-- Start of Material --

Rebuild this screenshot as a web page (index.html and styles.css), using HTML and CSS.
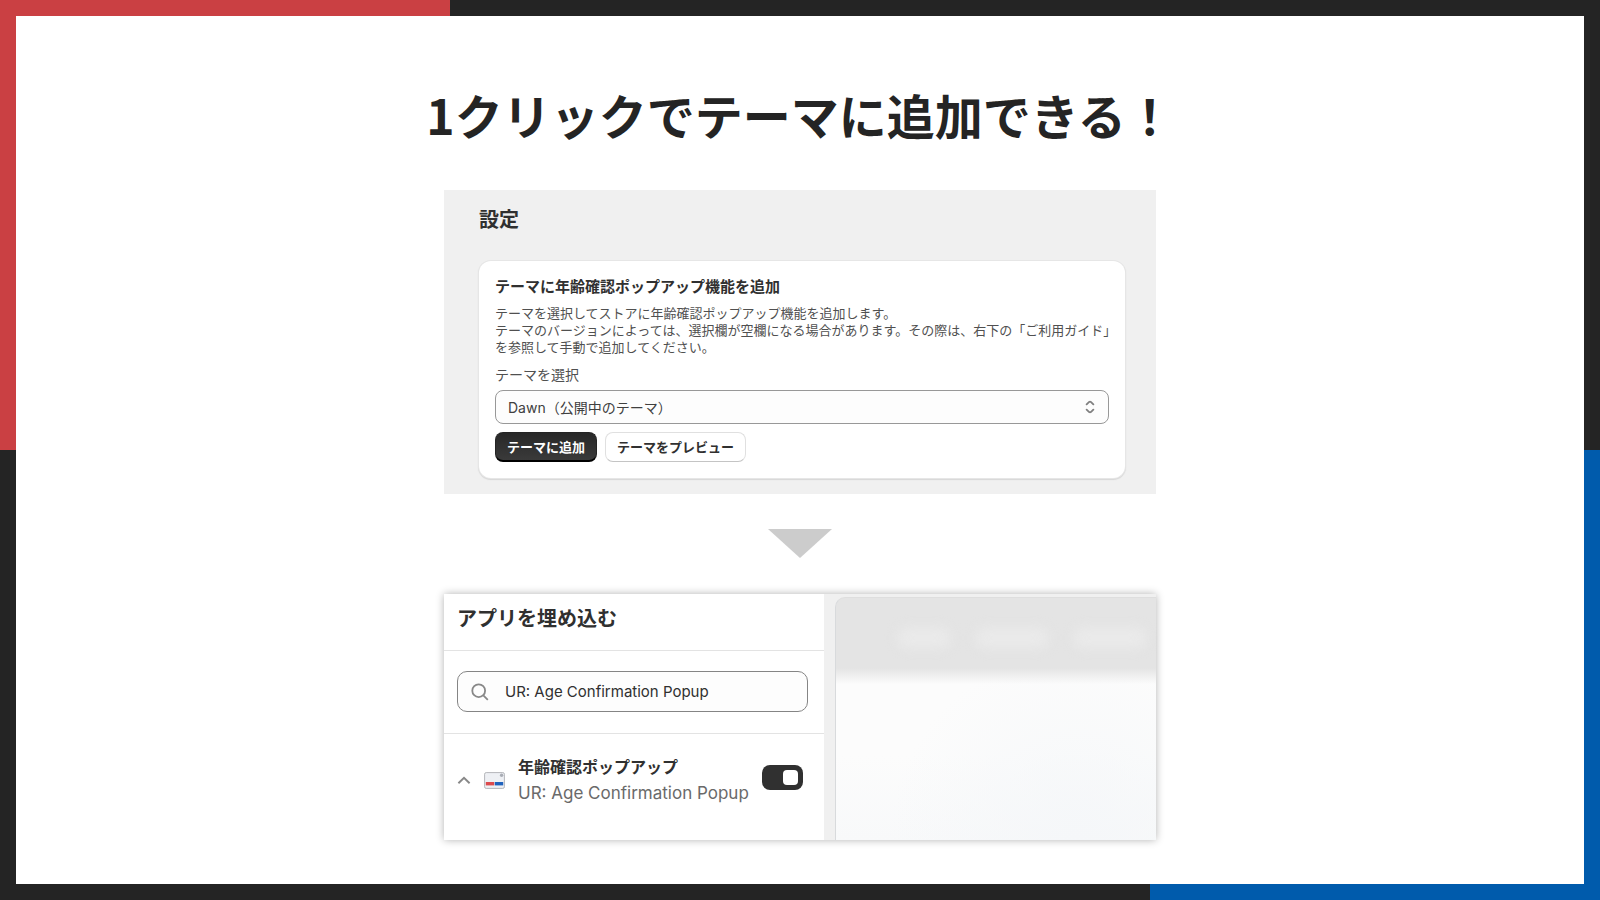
FILE: index.html
```html
<!DOCTYPE html>
<html lang="ja">
<head>
<meta charset="utf-8">
<meta name="viewport" content="width=device-width, initial-scale=1">
<title>1クリックでテーマに追加できる！</title>
<link rel="stylesheet" href="styles.css">
</head>
<body>
<div class="frame">
  <main class="slide">
    <h1 class="headline">1クリックでテーマに追加できる！</h1>

    <section class="settings">
      <h2 class="settings-title">設定</h2>
      <div class="card">
        <h3 class="card-title">テーマに年齢確認ポップアップ機能を追加</h3>
        <p class="card-text">テーマを選択してストアに年齢確認ポップアップ機能を追加します。<br>テーマのバージョンによっては、選択欄が空欄になる場合があります。その際は、右下の「ご利用ガイド」<br>を参照して手動で追加してください。</p>
        <label class="card-label" for="theme">テーマを選択</label>
        <div class="select-wrap">
          <select class="select" id="theme">
            <option>Dawn（公開中のテーマ）</option>
          </select>
          <svg class="select-icon" viewBox="0 0 10 14" aria-hidden="true"><path d="M1.6 4.4 C3 3 4 1.7 5 1.7 S7 3 8.4 4.4 M1.6 9.6 C3 11 4 12.3 5 12.3 S7 11 8.4 9.6"/></svg>
        </div>
        <div class="actions">
          <button class="button button-primary" type="button">テーマに追加</button>
          <button class="button" type="button">テーマをプレビュー</button>
        </div>
      </div>
    </section>

    <svg class="arrow" viewBox="0 0 64 29" aria-hidden="true"><path d="M0 0H64L32 29Z"/></svg>

    <section class="editor">
      <div class="sidebar">
        <h2 class="sidebar-title">アプリを埋め込む</h2>
        <div class="search-row">
          <label class="search">
            <svg class="search-icon" viewBox="0 0 18 18" aria-hidden="true"><circle cx="7.7" cy="7.7" r="6.4"/><path d="M12.3 12.3L16.8 16.8"/></svg>
            <input class="search-input" type="text" value="UR: Age Confirmation Popup" aria-label="アプリを検索">
          </label>
        </div>
        <div class="app">
          <button class="collapse" type="button" aria-label="折りたたむ">
            <svg class="collapse-icon" viewBox="0 0 14 10" aria-hidden="true"><path d="M1.4 8.2L7 2.8L12.6 8.2"/></svg>
          </button>
          <svg class="app-icon" viewBox="0 0 21 17" aria-hidden="true">
            <rect x=".6" y=".6" width="19.8" height="15.8" rx="1.6" fill="#eef0f4" stroke="#b4b6ba"/>
            <circle cx="17.6" cy="3.2" r="1.7" fill="#a9adb5"/>
            <rect x="1.8" y="10" width="8.4" height="3.4" fill="#dc4a4d"/>
            <rect x="10.8" y="10" width="8.4" height="3.4" fill="#1f62bd"/>
          </svg>
          <div class="app-text">
            <label class="app-name" for="embed">年齢確認ポップアップ</label>
            <span class="app-sub">UR: Age Confirmation Popup</span>
          </div>
          <input class="toggle" id="embed" type="checkbox" checked>
        </div>
      </div>
      <div class="canvas">
        <div class="preview">
          <div class="preview-bar">
            <span class="blur blur-short"></span>
            <span class="blur"></span>
            <span class="blur"></span>
          </div>
        </div>
      </div>
    </section>
  </main>
</div>
</body>
</html>
```
FILE: styles.css
```css
*,
*::before,
*::after {
  box-sizing: border-box;
}

body {
  margin: 0;
  color: #303030;
  font-family: Inter, "Noto Sans CJK JP", sans-serif;
}

h1,
h2,
h3,
p {
  margin: 0;
}

input,
select,
button {
  font-family: inherit;
  color: inherit;
}

.frame {
  display: flex;
  min-height: 100vh;
  padding: 16px;
  background:
    linear-gradient(#ca4043, #ca4043) left top / 28.125% 50% no-repeat,
    linear-gradient(#005bac, #005bac) right bottom / 28.125% 50% no-repeat,
    #242424;
}

.slide {
  flex: 1;
  display: flex;
  flex-direction: column;
  align-items: center;
  padding: 62px 16px 40px;
  background: #fff;
}

.headline {
  margin-bottom: 40px;
  color: #242424;
  font: 700 48px/72px "Noto Sans CJK JP", sans-serif;
}

.settings {
  width: 100%;
  max-width: 712px;
  padding: 15px 31px 16px 35px;
  background: #f0f0f0;
}

.settings-title {
  margin-bottom: 26px;
  font-size: 20px;
  line-height: 30px;
}

.card {
  padding: 16px;
  border-radius: 12px;
  background: #fff;
  box-shadow: 0 0 0 1px #e6e6e6, 0 1px 1px 1px #d6d6d6;
}

.card-title {
  margin-bottom: 8px;
  font-size: 15px;
  line-height: 20px;
}

.card-text {
  margin-bottom: 9px;
  color: #505050;
  font-size: 13px;
  line-height: 17px;
  white-space: nowrap;
}

.card-label {
  display: block;
  margin-bottom: 5px;
  color: #505050;
  font-size: 14px;
  line-height: 20px;
}

.select-wrap {
  position: relative;
  margin-bottom: 8px;
}

.select {
  display: block;
  width: 100%;
  height: 34px;
  padding: 0 12px;
  border: 1px solid #989898;
  border-radius: 8px;
  background: #fdfdfd;
  appearance: none;
  color: #404040;
  font-size: 14px;
}

.select-icon {
  position: absolute;
  top: 10px;
  right: 14px;
  width: 10px;
  height: 14px;
  fill: none;
  stroke: #808080;
  stroke-width: 1.8;
  stroke-linecap: round;
  pointer-events: none;
}

.actions {
  display: flex;
  gap: 8px;
}

.button {
  height: 30px;
  padding: 0 11px;
  border: 1px solid #e0e0e0;
  border-bottom-color: #c4c4c4;
  border-radius: 8px;
  background: #fff;
  font-size: 13px;
  font-weight: 600;
  line-height: 20px;
}

.button-primary {
  border: 1px solid #242424;
  border-bottom: 2px solid #000;
  background: linear-gradient(#282828, #3a3a3a);
  color: #fff;
}

.arrow {
  width: 64px;
  height: 29px;
  margin: 35px 0 36px;
  fill: #ccc;
}

.editor {
  display: flex;
  width: 100%;
  max-width: 712px;
  min-height: 246px;
  background: #fff;
  box-shadow: 0 0 8px rgba(0, 0, 0, .3);
}

.sidebar {
  flex: 0 0 380px;
}

.sidebar-title {
  padding: 10px 13px 16px;
  border-bottom: 1px solid #e3e3e3;
  font-size: 20px;
  line-height: 30px;
}

.search-row {
  padding: 20px 16px 21px 13px;
  border-bottom: 1px solid #e3e3e3;
}

.search {
  display: flex;
  align-items: center;
  gap: 16px;
  height: 41px;
  padding: 0 13px;
  border: 1px solid #858585;
  border-radius: 10px;
  background: #fdfdfd;
}

.search-icon {
  flex: none;
  width: 18px;
  height: 18px;
  fill: none;
  stroke: #888;
  stroke-width: 1.8;
}

.search-input {
  flex: 1;
  min-width: 0;
  padding: 0;
  border: 0;
  outline: 0;
  background: none;
  font-size: 15px;
}

.app {
  display: flex;
  align-items: center;
  padding: 20px 21px 20px 13px;
}

.collapse {
  display: flex;
  margin-right: 13px;
  padding: 0;
  border: 0;
  background: none;
}

.collapse-icon {
  width: 14px;
  height: 10px;
  fill: none;
  stroke: #888;
  stroke-width: 2;
}

.app-icon {
  flex: none;
  width: 21px;
  height: 17px;
  margin-right: 13px;
}

.app-text {
  flex: 1;
  display: flex;
  flex-direction: column;
  line-height: 26px;
  white-space: nowrap;
}

.app-name {
  font-size: 16px;
  font-weight: 600;
}

.app-sub {
  color: #6a6a6a;
  font-size: 17px;
}

.toggle {
  display: flex;
  align-items: center;
  justify-content: flex-end;
  width: 41px;
  height: 25px;
  margin: 0 0 6px;
  padding: 5px;
  border-radius: 8px;
  background: #303030;
  appearance: none;
}

.toggle::before {
  content: "";
  width: 15px;
  height: 15px;
  border-radius: 4px;
  background: #fff;
}

.toggle:not(:checked) {
  justify-content: flex-start;
  background: #8a8a8a;
}

.canvas {
  flex: 1;
  display: flex;
  padding: 3px 0 0 11px;
  background: #f0f0f0;
}

.preview {
  flex: 1;
  border-left: 1px solid #d8dadc;
  border-top: 1px solid #dedede;
  border-top-left-radius: 10px;
  background:
    linear-gradient(#e4e4e4 70px, rgba(228, 228, 228, 0) 86px),
    radial-gradient(ellipse at 75% 100%, #f5f7f9, rgba(245, 247, 249, 0) 55%),
    linear-gradient(#fcfcfc 65%, #f8f9fa);
}

.preview-bar {
  display: flex;
  gap: 26px;
  padding: 30px 10px 0 62px;
}

.blur {
  flex: 1;
  height: 20px;
  border-radius: 8px;
  background: #eaeaea;
  filter: blur(6px);
}

.blur-short {
  flex: 0 0 52px;
}
```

-- End of Material --

__Goal__: Each line above that includes "styles" should be shown.

__Reply__:
Rebuild this screenshot as a web page (index.html and styles.css), using HTML and CSS.
<link rel="stylesheet" href="styles.css">
FILE: styles.css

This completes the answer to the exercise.